Arg! SO many people don't seem to realise that not voting is tantamount to voting 'yes'. If you didn't want to strike, you should have voted 'no'!

MmeBlueberry · 18/06/2011 08:35

I didn't vote and I won't be striking.

fivecandles · 18/06/2011 09:45

'But you are quite right it is not part of my particular job to deal with those issues'

Looking after children in trouble is EVERYONE's job. I would not turn a child in the street who came to me in trouble because it was 'not my job' and haven't when this has happened to me.

What a truly hideous, hideous, hideous attitude.

fivecandles · 18/06/2011 09:50

'Interesting - it would seem that private school teaching is even more different than I had imagined.'

No, Feenie, you have to understand that Jabed is one of a kind in a school that is one of a kind. Good practise in caring for children over the last few decades seem to have passed him and it by.

My dcs' private school and all the other private schools I've had experience of are nothing like Jabed's fortunately. In fact, the teachers go out of their way to ensure that children are cared for to the very best of their ability whatever that might mean.

Feenie · 18/06/2011 10:24

I've been shaking my head in disbelief ever since! Thanks for the clarification, Fivecandles.

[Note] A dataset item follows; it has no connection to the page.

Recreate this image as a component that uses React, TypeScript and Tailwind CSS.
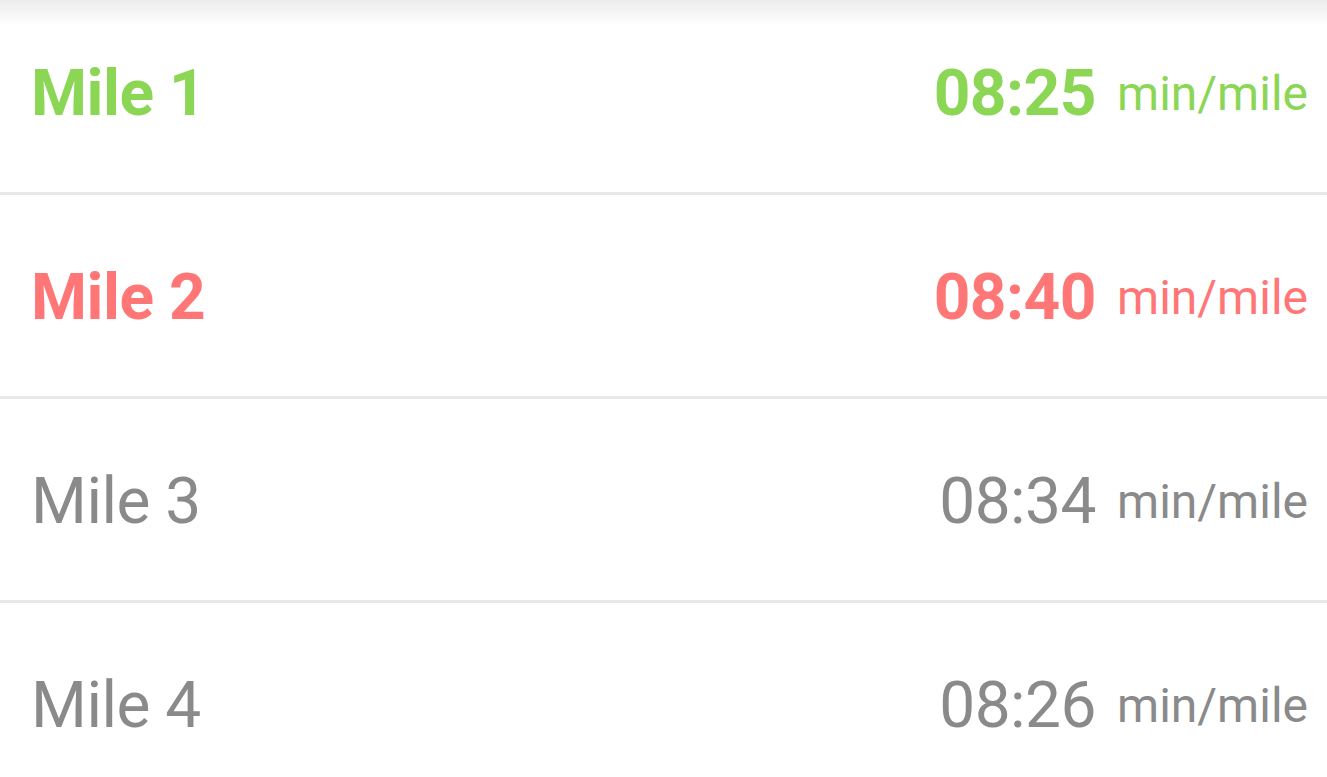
const splits = [
  { mile: 1, pace: "08:25", tone: "good" },
  { mile: 2, pace: "08:40", tone: "bad" },
  { mile: 3, pace: "08:34", tone: "plain" },
  { mile: 4, pace: "08:26", tone: "plain" },
];

const toneClass: Record<string, string> = {
  good: "text-[#8cd656] font-bold",
  bad: "text-[#ff7676] font-bold",
  plain: "text-[#8a8a8a] font-normal",
};

const unitClass: Record<string, string> = {
  good: "text-[#8cd656]",
  bad: "text-[#ff7676]",
  plain: "text-[#8a8a8a]",
};

export default function App() {
  return (
    <div className="relative h-[777px] w-full overflow-hidden bg-white font-['Roboto',sans-serif]">
      <div className="pointer-events-none absolute inset-x-0 top-0 h-[26px] bg-gradient-to-b from-[#ececec] to-white/0" />
      <ul className="-mt-[9px]">
        {splits.map((s) => (
          <li
            key={s.mile}
            className="flex h-[204px] items-center justify-between border-b-[3px] border-[#e8e8e8] pl-[31px] pr-[19px] pt-[5px]"
          >
            <span className={`text-[64px] leading-none tracking-[-0.5px] ${toneClass[s.tone]}`}>
              Mile {s.mile}
            </span>
            <span className="flex items-center gap-[21px]">
              <span className={`text-[64px] leading-none tracking-[-0.5px] ${toneClass[s.tone]}`}>
                {s.pace}
              </span>
              <span className={`text-[48px] leading-none ${unitClass[s.tone]}`}>min/mile</span>
            </span>
          </li>
        ))}
      </ul>
    </div>
  );
}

fluffles · 18/06/2011 10:49

Just because people are living longer does NOT necessarily mean they can work longer in front line jobs.
Instead of pushing through policies based on the pure economics of what's paid in vs. what's paid out, the government should be taking time to look really seriously at this really serious issue. Demographic change is probably our biggest challenge going forward as a country.
We need to fundamentally look at jobs like teaching and work out if there is a way to 'retire' from the front line without retiring entirely and still make a valuable and worthwhile contribution. If we don't do this we'll be forcing a whole generation of professionals into sick absence and disciplinary in their 60s followed by shameful slinking away rather than waved off with a 'thank you' for a job well done and heads held high. And it'll be the students of the old and breaking down teachers who suffer alongside the teaching profession.